Republicans denounced the labor board’s case against Boeing, asserting that the board is overreaching its authority and should not be trying to tell companies where they can locate their operations. But many Democrats and their union allies condemned the legislation, asserting that the bill undercuts an independent federal agency and favors Boeing, a potent lobbying force and prominent political donor.
Under the bill, an unusual effort to halt a federal agency’s actions in a pending case, the labor board would be barred from seeking to have an employer shut, transfer or relocate employment or operations “under any circumstances.”
The bill, called “The Protecting Jobs from Government Interference Act,” is expected to face an uphill battle in the Democratic-led Senate. In the House vote on Thursday, the partisan divide was clear: only 8 Democrats voted for the bill and only 7 Republicans voted against it.
Republicans have repeatedly criticized the complaint that the board’s acting general counsel filed against Boeing last April, which accused the company of building an assembly line in North Charleston, S.C., as a form of retaliation against unionized Boeing employees in Washington State who had engaged in five strikes since 1977, including a 58-day-walkout in 2008. The National Labor Relations Act prohibits companies from taking any actions, whether firing employees or relocating a factory, against workers for exercising federally protected rights that include forming a union or going on strike.
Republicans asserted that the N.L.R.B.’s move was causing some foreign companies to think twice about opening operations in the United States, while Democrats maintained that the bill would speed the exodus of American jobs overseas.
Representative John Kline, a Minnesota Republican who is chairman of the House Education and the Workforce Committee, said: “This legislation represents an important step in the fight to get our jobs back on track. It tells job creators they don’t have to worry about an activist N.L.R.B. telling them where they can locate their business.”
But Representative Rush Holt, a New Jersey Democrat, said the bill “would be devastating to workers across this country.”
“It makes it easier to shift jobs overseas,” he said. “It eliminates the only remedy to force companies to bring back work from overseas. This ‘Outsourcers’ Bill of Rights’ is not only bad for the interests of workers, it’s bad for the economy at large.”
The board’s critics say the Boeing case favors heavily unionized states over right-to-work states and unionized workers over nonunion workers. Critics often blame President Obama, noting that it was brought by an official he appointed.

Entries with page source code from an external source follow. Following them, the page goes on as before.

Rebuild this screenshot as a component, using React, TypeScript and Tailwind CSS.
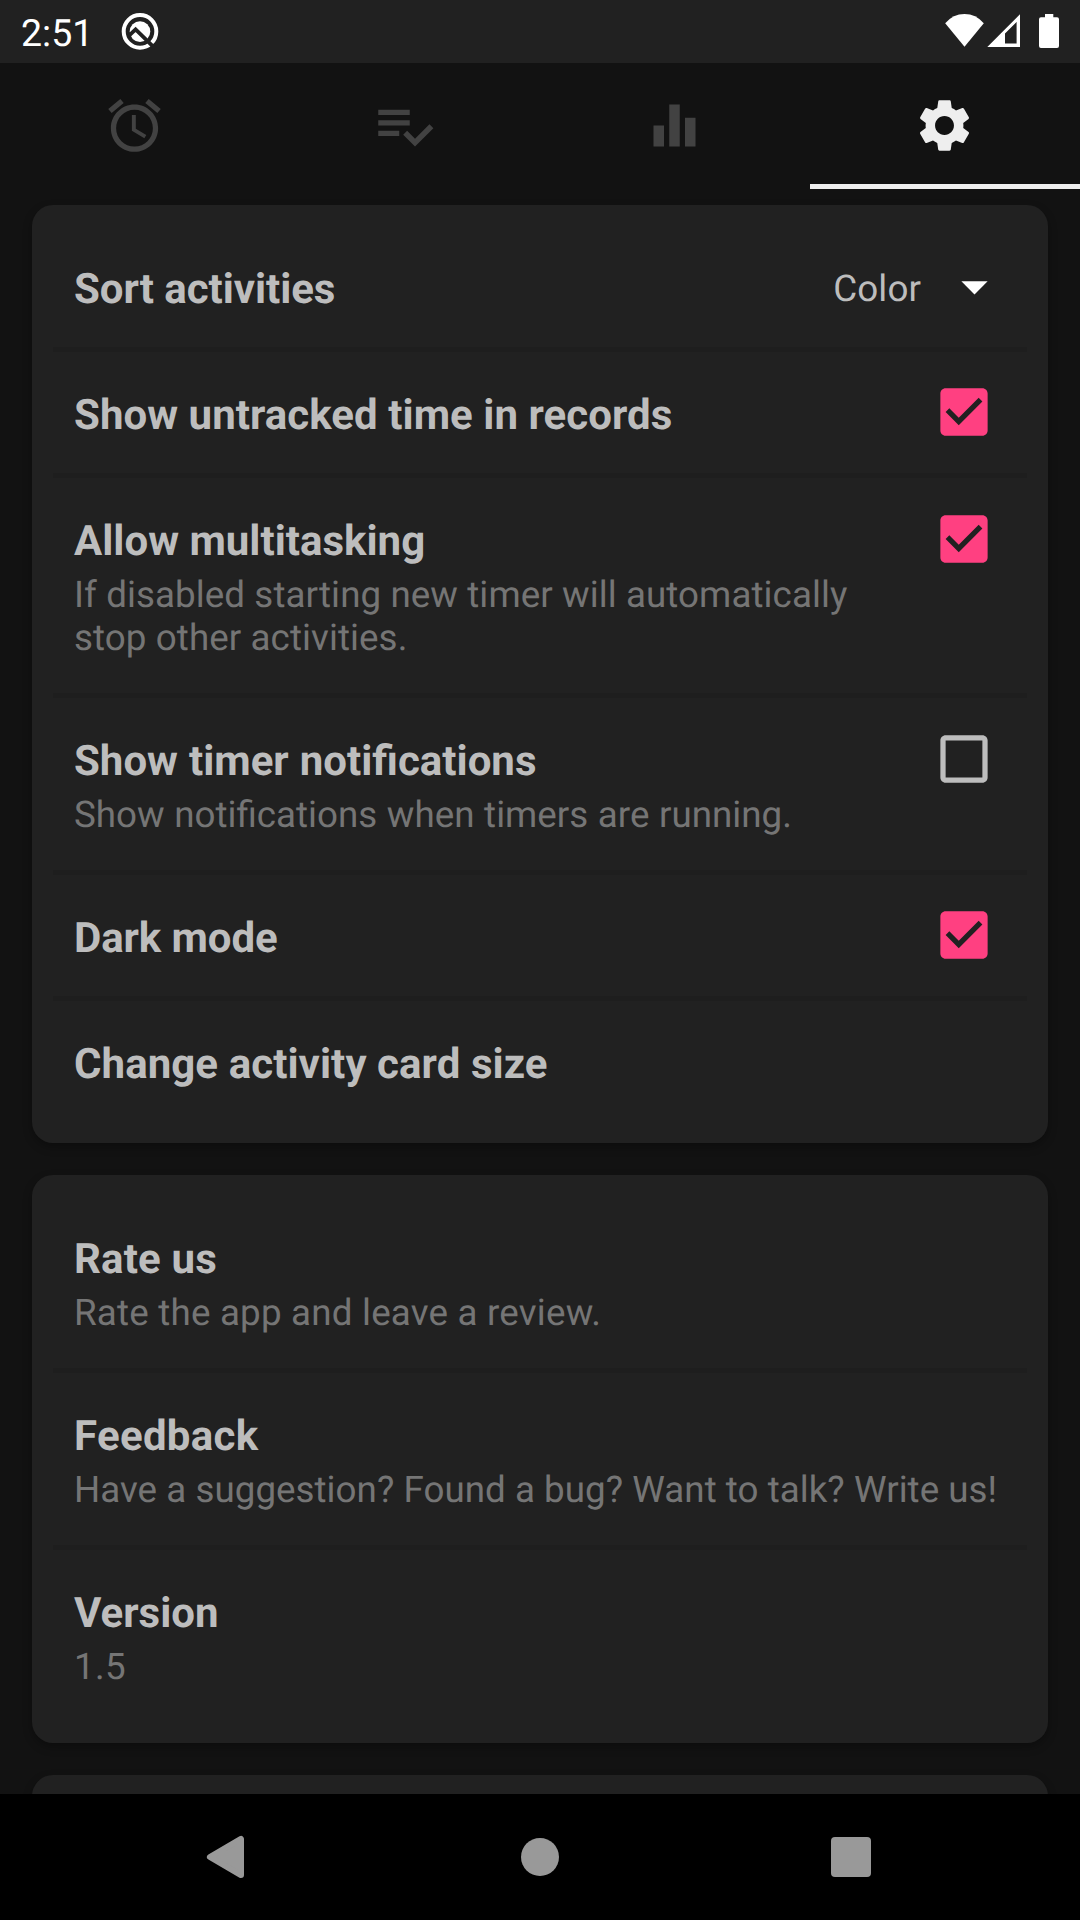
import type { ReactNode } from 'react';

function Check({ on }: { on: boolean }) {
  return (
    <svg viewBox="-0.19 -0.19 24.38 24.38" className="mr-[52px] h-[64px] w-[64px] shrink-0">
      {on ? (
        <path fill="#ff4081" d="M19 3H5c-1.11 0-2 .9-2 2v14c0 1.1.89 2 2 2h14c1.11 0 2-.9 2-2V5c0-1.1-.89-2-2-2zm-9 14l-5-5 1.41-1.41L10 14.17l7.59-7.59L19 8l-9 9z" />
      ) : (
        <path fill="#bdbdbd" d="M19 5v14H5V5h14m0-2H5c-1.1 0-2 .9-2 2v14c0 1.1.9 2 2 2h14c1.1 0 2-.9 2-2V5c0-1.1-.9-2-2-2z" />
      )}
    </svg>
  );
}

type RowProps = { title: string; sub?: ReactNode; height?: string; right?: ReactNode; titleClass?: string; subClass?: string };

function Row({ title, sub, height = 'h-[121px]', right, titleClass = '', subClass = '' }: RowProps) {
  return (
    <div className={`flex items-start justify-between pl-[42px] ${height}`}>
      <div className="pt-[39px]">
        <div className={`text-[42px] leading-[50px] font-bold whitespace-nowrap text-[#bdbdbd] ${titleClass}`}>{title}</div>
        {sub && <div className={`mt-[6px] text-[36.75px] leading-[43px] whitespace-nowrap text-[#757575] ${subClass}`}>{sub}</div>}
      </div>
      {right && <div className={sub ? 'pt-[29px]' : 'pt-[28px]'}>{right}</div>}
    </div>
  );
}

function Divider() {
  return <div className="mx-[21px] h-[5px] bg-[#1e1e1e]" />;
}

function Card({ children }: { children?: ReactNode }) {
  return <section className="shrink-0 rounded-[21px] bg-[#212121] py-[21px] shadow-[0_4px_10px_rgba(0,0,0,0.3)]">{children}</section>;
}

function Tab({ d, active = false }: { d: string; active?: boolean }) {
  return (
    <div className="flex h-[126px] w-[270px] flex-col justify-between pt-[31px]">
      <svg viewBox="0 0 24 24" className={`ml-[103px] h-[63px] w-[63px] ${active ? 'fill-[#eeeeee]' : 'fill-[#424242]'}`}>
        <path d={d} />
      </svg>
      {active && <div className="h-[5px] bg-[#eeeeee]" />}
    </div>
  );
}

const tabs = [
  'M22 5.72l-4.6-3.86-1.29 1.53 4.6 3.86L22 5.72zM7.88 3.39L6.6 1.86 2 5.71l1.29 1.53 4.59-3.85zM12.5 8H11v6l4.75 2.85.75-1.23-4-2.37V8zM12 4c-4.97 0-9 4.03-9 9s4.02 9 9 9c4.97 0 9-4.03 9-9s-4.03-9-9-9zm0 16c-3.87 0-7-3.13-7-7s3.13-7 7-7 7 3.13 7 7-3.13 7-7 7z',
  'M14 10H2v2h12v-2zm0-4H2v2h12V6zM2 16h8v-2H2v2zm19.5-4.5L23 13l-6.99 7-4.51-4.5L13 14l3.01 3 5.49-5.5z',
  'M10 20h4V4h-4v16zm-6 0h4v-8H4v8zM16 9v11h4V9h-4z',
  'M19.14 12.94c.04-.3.06-.61.06-.94 0-.32-.02-.64-.07-.94l2.03-1.58c.18-.14.23-.41.12-.61l-1.92-3.32c-.12-.22-.37-.29-.59-.22l-2.39.96c-.5-.38-1.03-.7-1.62-.94l-.36-2.54c-.04-.24-.24-.41-.48-.41h-3.84c-.24 0-.43.17-.47.41l-.36 2.54c-.59.24-1.13.57-1.62.94l-2.39-.96c-.22-.08-.47 0-.59.22L2.74 8.87c-.12.21-.08.47.12.61l2.03 1.58c-.05.3-.09.63-.09.94s.02.64.07.94l-2.03 1.58c-.18.14-.23.41-.12.61l1.92 3.32c.12.22.37.29.59.22l2.39-.96c.5.38 1.03.7 1.62.94l.36 2.54c.05.24.24.41.48.41h3.84c.24 0 .44-.17.47-.41l.36-2.54c.59-.24 1.13-.56 1.62-.94l2.39.96c.22.08.47 0 .59-.22l1.92-3.32c.12-.22.07-.47-.12-.61l-2.01-1.58zM12 15.6c-1.98 0-3.6-1.62-3.6-3.6s1.62-3.6 3.6-3.6 3.6 1.62 3.6 3.6-1.62 3.6-3.6 3.6z',
];

function StatusBar() {
  return (
    <header className="flex h-[63px] shrink-0 items-start justify-between bg-[#212121] pr-[21px] pl-[21px] text-white">
      <div className="flex">
        <div className="w-[97px] pt-[12px] text-[37.5px] leading-[44px]">2:51</div>
        <svg viewBox="0 0 44 44" className="mt-[9px] h-[44px] w-[44px]">
          <circle cx="22" cy="22.4" r="16.3" fill="none" stroke="#fff" strokeWidth="4" />
          <circle cx="22" cy="22.6" r="10.3" fill="#fff" />
          <path d="M10.5 27.2L17.6 20.4L37 39.4" fill="none" stroke="#212121" strokeWidth="3.8" />
        </svg>
      </div>
      <svg viewBox="944 0 115 63" className="h-[63px] w-[115px]" fill="#fff">
        <path d="M964.5 46.8L945.2 23.3Q953 14 964.5 14T983.8 23.3Z" />
        <path fillRule="evenodd" d="M987.3 47L1020 14.3V47ZM1005 33.5V43.4H1016.6V22Z" />
        <path d="M1045 14h8.3v3.3h3.7a2 2 0 0 1 2 2V46a2 2 0 0 1-2 2h-16a2 2 0 0 1-2-2V19.3a2 2 0 0 1 2-2h4z" />
      </svg>
    </header>
  );
}

export default function App() {
  return (
    <div className="flex h-[1920px] w-[1080px] flex-col overflow-hidden bg-[#121212] font-[Roboto,sans-serif] [text-rendering:geometricPrecision]">
      <StatusBar />
      <nav className="flex h-[126px] shrink-0">
        {tabs.map((d, i) => (
          <Tab key={i} d={d} active={i === 3} />
        ))}
      </nav>
      <main className="flex min-h-0 flex-1 flex-col gap-[32px] overflow-hidden px-[32px] pt-[16px]">
        <Card>
          <div className="flex h-[121px] items-start justify-between">
            <Row title="Sort activities" titleClass="tracking-[-0.06px]" />
            <div className="mr-[42px] flex">
              <span className="mr-[22px] pt-[41px] text-[36.75px] leading-[43px] tracking-[0.1px] text-[#bdbdbd]">Color</span>
              <svg viewBox="0 0 24 24" className="mt-[28.75px] h-[63px] w-[63px]">
                <path fill="#fff" d="M7 10l5 5 5-5z" />
              </svg>
            </div>
          </div>
          <Divider />
          <Row title="Show untracked time in records" titleClass="tracking-[0.05px]" right={<Check on />} />
          <Divider />
          <Row title="Allow multitasking" sub={<>If disabled starting new timer will automatically<br />stop other activities.</>} subClass="tracking-[0.08px]" height="h-[215px]" right={<Check on />} />
          <Divider />
          <Row title="Show timer notifications" titleClass="[word-spacing:0.6px]" sub="Show notifications when timers are running." subClass="[word-spacing:0.5px]" height="h-[172px]" right={<Check on={false} />} />
          <Divider />
          <Row title="Dark mode" titleClass="tracking-[-0.1px]" right={<Check on />} />
          <Divider />
          <Row title="Change activity card size" titleClass="tracking-[0.07px]" />
        </Card>
        <Card>
          <Row title="Rate us" titleClass="tracking-[0.15px]" sub="Rate the app and leave a review." subClass="tracking-[0.2px]" height="h-[172px]" />
          <Divider />
          <Row title="Feedback" titleClass="tracking-[0.3px]" sub="Have a suggestion? Found a bug? Want to talk? Write us!" subClass="tracking-[0.03px]" height="h-[172px]" />
          <Divider />
          <Row title="Version" sub="1.5" subClass="tracking-[0.3px]" height="h-[172px]" />
        </Card>
        <Card />
      </main>
      <footer className="flex h-[126px] shrink-0 items-center bg-black pl-[206px]">
        <svg viewBox="0 0 38 44" className="h-[44px] w-[38px]">
          <path d="M3.900 22L35 3.900V40.100Z" fill="#999" stroke="#999" strokeWidth="6" strokeLinejoin="round" />
        </svg>
        <div className="ml-[276.7px] h-[38.6px] w-[38.6px] rounded-full bg-[#999999]" />
        <div className="ml-[271.7px] h-[40px] w-[40px] rounded-[4px] bg-[#999999]" />
      </footer>
    </div>
  );
}
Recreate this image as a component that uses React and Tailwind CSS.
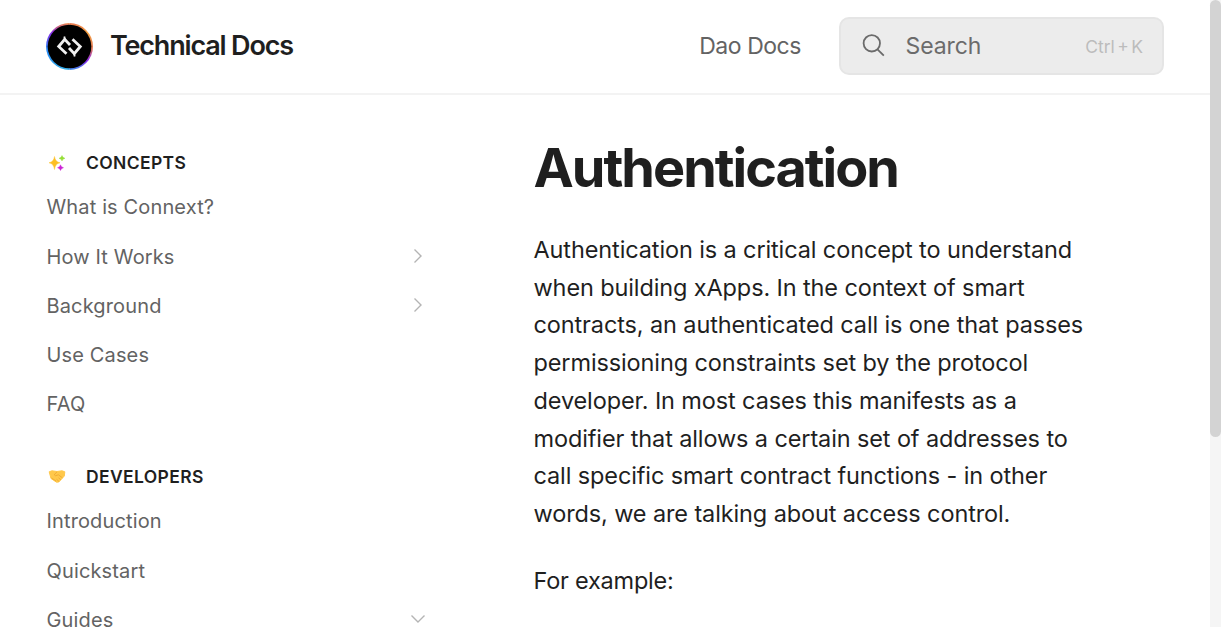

The Boeing case is pending before an administrative law judge, who is to decide whether to order Boeing to move the South Carolina production line, which assembles 787 Dreamliners, to Washington State. The House bill has a retroactivity clause that would bar the labor board from seeking an order to have Boeing transfer the assembly line to Washington State.
Republicans argued that the bill would only remove one remedy of the dozen in the N.L.R.B.’s arsenal. They say that the board can pursue other actions, among them ordering the company to post a notice saying it has acted illegally or to pay back pay. The opening of the assembly line in South Carolina has not caused any layoffs of Boeing workers in Washington State, but it might soon layoff more than 1,000 there as the new plant gets up to speed.
The labor board’s acting general counsel, Lafe Solomon, issued a statement on Wednesday saying his decision to file a complaint against Boeing “was based on a careful investigation and a review of the facts under longstanding federal labor law.”